#### Data extract

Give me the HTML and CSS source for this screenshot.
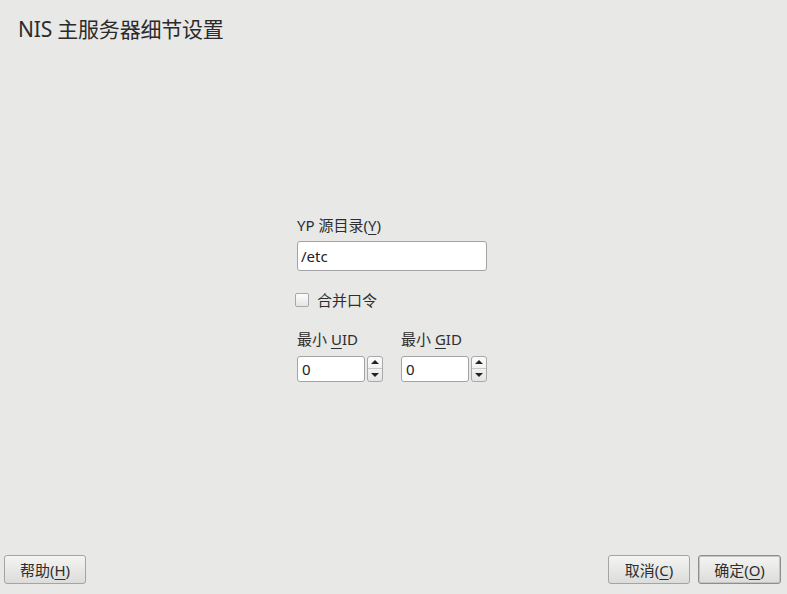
FILE: index.html
```html
<!DOCTYPE html>
<html>

<head>
    <meta charset="UTF-8">
    <title>NIS 主服务器细节设置</title>
    <link rel="stylesheet" href="styles.css">
</head>

<body>
    <div class="page">
        <h1 class="title">NIS 主服务器细节设置</h1>

        <div class="main">
            <div class="form">
                <label class="label">YP 源目录(<u>Y</u>)</label>
                <input class="field" type="text" value="/etc">

                <div class="check-row">
                    <span class="checkbox"></span>
                    <span class="check-text">合并口令</span>
                </div>

                <div class="spin-row">
                    <div class="spin-group">
                        <label class="label">最小 <u>U</u>ID</label>
                        <div class="spin">
                            <input class="spin-field" type="text" value="0">
                            <div class="spin-btns">
                                <span class="arrow up"></span>
                                <span class="arrow down"></span>
                            </div>
                        </div>
                    </div>
                    <div class="spin-group">
                        <label class="label">最小 <u>G</u>ID</label>
                        <div class="spin">
                            <input class="spin-field" type="text" value="0">
                            <div class="spin-btns">
                                <span class="arrow up"></span>
                                <span class="arrow down"></span>
                            </div>
                        </div>
                    </div>
                </div>
            </div>
        </div>

        <div class="footer">
            <button class="btn">帮助(<u>H</u>)</button>
            <div class="btn-group">
                <button class="btn">取消(<u>C</u>)</button>
                <button class="btn default">确定(<u>O</u>)</button>
            </div>
        </div>
    </div>
</body>

</html>
```

FILE: styles.css
```css
body,
h1,
button,
input {
    margin: 0;
    padding: 0;
}

body {
    background: #e8e8e7;
    color: #2e2e2e;
    font-family: "Noto Sans", "Noto Sans CJK SC", sans-serif;
    font-size: 15px;
}

u {
    text-decoration: underline;
    text-underline-offset: 3px;
}

.page {
    display: flex;
    flex-direction: column;
    height: 594px;
}

.title {
    padding: 14px 0 0 18px;
    font-size: 21px;
    font-weight: normal;
    line-height: 30px;
    letter-spacing: -0.2px;
    color: #2b2b2b;
}

.main {
    flex: 1;
    display: flex;
    justify-content: center;
    align-items: center;
    padding: 0 3px 2px 0;
}

.form {
    width: 190px;
    display: flex;
    flex-direction: column;
}

.label {
    display: block;
    font-size: 15px;
    line-height: 18px;
    margin-bottom: 7px;
}

.field {
    box-sizing: border-box;
    width: 190px;
    height: 30px;
    border: 1px solid #a3a3a3;
    border-radius: 3px;
    background: #fff;
    padding: 0 3px;
    font-family: inherit;
    font-size: 15px;
    color: #222;
}

.check-row {
    display: flex;
    align-items: center;
    margin-top: 20px;
    margin-left: -2px;
}

.checkbox {
    box-sizing: border-box;
    width: 14px;
    height: 14px;
    border: 1px solid #a8a8a8;
    border-radius: 2px;
    background: linear-gradient(#fdfdfd, #e4e4e4);
    margin-right: 8px;
}

.check-text {
    line-height: 18px;
}

.spin-row {
    display: flex;
    gap: 18px;
    margin-top: 21px;
}

.spin-row .label {
    margin-bottom: 8px;
}

.spin {
    display: flex;
    align-items: stretch;
    width: 86px;
    height: 26px;
}

.spin-field {
    box-sizing: border-box;
    width: 68px;
    height: 26px;
    border: 1px solid #a3a3a3;
    border-radius: 3px;
    background: #fff;
    padding: 0 4px;
    font-family: inherit;
    font-size: 15px;
    color: #222;
}

.spin-btns {
    box-sizing: border-box;
    width: 16px;
    margin-left: 2px;
    border: 1px solid #a8a8a8;
    border-radius: 3px;
    background: linear-gradient(#fbfbfb, #e6e6e6);
    display: flex;
    flex-direction: column;
}

.arrow {
    flex: 1;
    display: flex;
    justify-content: center;
    align-items: center;
}

.arrow.up {
    border-bottom: 1px solid #c9c9c9;
}

.arrow::after {
    content: "";
    width: 0;
    height: 0;
    border-left: 4px solid transparent;
    border-right: 4px solid transparent;
}

.arrow.up::after {
    border-bottom: 4px solid #222;
}

.arrow.down::after {
    border-top: 4px solid #222;
}

.footer {
    display: flex;
    justify-content: space-between;
    padding: 0 6px 10px 4px;
}

.btn-group {
    display: flex;
    gap: 8px;
}

.btn {
    box-sizing: border-box;
    width: 82px;
    height: 29px;
    border: 1px solid #a4a4a4;
    border-radius: 3px;
    background: linear-gradient(#f4f4f3, #dcdcda);
    font-family: inherit;
    font-size: 15px;
    color: #2e2e2e;
}

.btn.default {
    width: 83px;
    border-color: #8e8e8e;
    box-shadow: inset 0 0 0 1px #c4c4c4;
}
```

########

What this task involves
Copy the listing exactly. Any image in it stays out of the copy.

Task output
Give me the HTML and CSS source for this screenshot.
FILE: index.html
```html
<!DOCTYPE html>
<html>

<head>
    <meta charset="UTF-8">
    <title>NIS 主服务器细节设置</title>
    <link rel="stylesheet" href="styles.css">
</head>

<body>
    <div class="page">
        <h1 class="title">NIS 主服务器细节设置</h1>

        <div class="main">
            <div class="form">
                <label class="label">YP 源目录(<u>Y</u>)</label>
                <input class="field" type="text" value="/etc">

                <div class="check-row">
                    <span class="checkbox"></span>
                    <span class="check-text">合并口令</span>
                </div>

                <div class="spin-row">
                    <div class="spin-group">
                        <label class="label">最小 <u>U</u>ID</label>
                        <div class="spin">
                            <input class="spin-field" type="text" value="0">
                            <div class="spin-btns">
                                <span class="arrow up"></span>
                                <span class="arrow down"></span>
                            </div>
                        </div>
                    </div>
                    <div class="spin-group">
                        <label class="label">最小 <u>G</u>ID</label>
                        <div class="spin">
                            <input class="spin-field" type="text" value="0">
                            <div class="spin-btns">
                                <span class="arrow up"></span>
                                <span class="arrow down"></span>
                            </div>
                        </div>
                    </div>
                </div>
            </div>
        </div>

        <div class="footer">
            <button class="btn">帮助(<u>H</u>)</button>
            <div class="btn-group">
                <button class="btn">取消(<u>C</u>)</button>
                <button class="btn default">确定(<u>O</u>)</button>
            </div>
        </div>
    </div>
</body>

</html>
```

FILE: styles.css
```css
body,
h1,
button,
input {
    margin: 0;
    padding: 0;
}

body {
    background: #e8e8e7;
    color: #2e2e2e;
    font-family: "Noto Sans", "Noto Sans CJK SC", sans-serif;
    font-size: 15px;
}

u {
    text-decoration: underline;
    text-underline-offset: 3px;
}

.page {
    display: flex;
    flex-direction: column;
    height: 594px;
}

.title {
    padding: 14px 0 0 18px;
    font-size: 21px;
    font-weight: normal;
    line-height: 30px;
    letter-spacing: -0.2px;
    color: #2b2b2b;
}

.main {
    flex: 1;
    display: flex;
    justify-content: center;
    align-items: center;
    padding: 0 3px 2px 0;
}

.form {
    width: 190px;
    display: flex;
    flex-direction: column;
}

.label {
    display: block;
    font-size: 15px;
    line-height: 18px;
    margin-bottom: 7px;
}

.field {
    box-sizing: border-box;
    width: 190px;
    height: 30px;
    border: 1px solid #a3a3a3;
    border-radius: 3px;
    background: #fff;
    padding: 0 3px;
    font-family: inherit;
    font-size: 15px;
    color: #222;
}

.check-row {
    display: flex;
    align-items: center;
    margin-top: 20px;
    margin-left: -2px;
}

.checkbox {
    box-sizing: border-box;
    width: 14px;
    height: 14px;
    border: 1px solid #a8a8a8;
    border-radius: 2px;
    background: linear-gradient(#fdfdfd, #e4e4e4);
    margin-right: 8px;
}

.check-text {
    line-height: 18px;
}

.spin-row {
    display: flex;
    gap: 18px;
    margin-top: 21px;
}

.spin-row .label {
    margin-bottom: 8px;
}

.spin {
    display: flex;
    align-items: stretch;
    width: 86px;
    height: 26px;
}

.spin-field {
    box-sizing: border-box;
    width: 68px;
    height: 26px;
    border: 1px solid #a3a3a3;
    border-radius: 3px;
    background: #fff;
    padding: 0 4px;
    font-family: inherit;
    font-size: 15px;
    color: #222;
}

.spin-btns {
    box-sizing: border-box;
    width: 16px;
    margin-left: 2px;
    border: 1px solid #a8a8a8;
    border-radius: 3px;
    background: linear-gradient(#fbfbfb, #e6e6e6);
    display: flex;
    flex-direction: column;
}

.arrow {
    flex: 1;
    display: flex;
    justify-content: center;
    align-items: center;
}

.arrow.up {
    border-bottom: 1px solid #c9c9c9;
}

.arrow::after {
    content: "";
    width: 0;
    height: 0;
    border-left: 4px solid transparent;
    border-right: 4px solid transparent;
}

.arrow.up::after {
    border-bottom: 4px solid #222;
}

.arrow.down::after {
    border-top: 4px solid #222;
}

.footer {
    display: flex;
    justify-content: space-between;
    padding: 0 6px 10px 4px;
}

.btn-group {
    display: flex;
    gap: 8px;
}

.btn {
    box-sizing: border-box;
    width: 82px;
    height: 29px;
    border: 1px solid #a4a4a4;
    border-radius: 3px;
    background: linear-gradient(#f4f4f3, #dcdcda);
    font-family: inherit;
    font-size: 15px;
    color: #2e2e2e;
}

.btn.default {
    width: 83px;
    border-color: #8e8e8e;
    box-shadow: inset 0 0 0 1px #c4c4c4;
}
```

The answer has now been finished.